Ariel wanted to be in the room to watch Elyse get her hair and makeup done. Had it been me in her shoes, I would have bailed when Elyse started crying, but Ariel insisted on being in the tiny bathroom with us, and she was the one who comforted her sister better than I could with comments like “Your hair is going to look so pretty, Elyse!” and “You’re watching Teen Titans! Is that your favourite show?” Standing there, hairspray can in hand, I was amazed by how much Ariel had inside of her to give. She had more of herself to give than I did, of that I felt sure, and in that same moment, I lived an experience I have been writing about and talking about for years; that through her tears, Elyse was also giving all she had to give. She was at her max and that was it, there was no more. Expressing her frustrations about getting her hair done through her tears was all she had to give. I was giving all I had to give too, but I could do better. I could do better and be better by realizing that my child was doing the best she can, and that each of us only has so much to give. Myself included. I could be better by realizing that accepting the people you love for who they are, and for what they have to give, is what unconditional love is all about.
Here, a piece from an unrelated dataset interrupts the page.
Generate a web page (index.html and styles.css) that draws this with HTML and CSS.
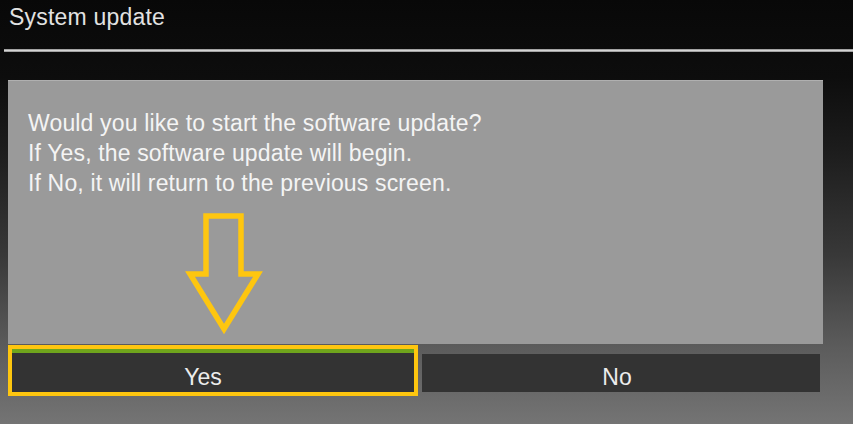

I realized I was setting myself up to fail by expecting that Elyse should behave the way I want her to, the way society would dictate, instead of just accepting her for who she is. Nobody willingly wants to disappoint their loved ones through their behaviour. She is communicating in the only way she knows how. And with that idea came the thought and true understanding of she is doing the best she can. I am too focused on do it my waythe right way – as the only way, when of course that is not true. Elyse, all my children, show me regularly that there is more than one way of doing things. I would be wise to pay attention.

While Ariel pointed the way through her shining example of unconditional love, it was Elyse who forced me to come around the hard way, who reached for that most sequestered place of my heart and called it forth by saying, here, even when it’s hard, this is what it means to love me.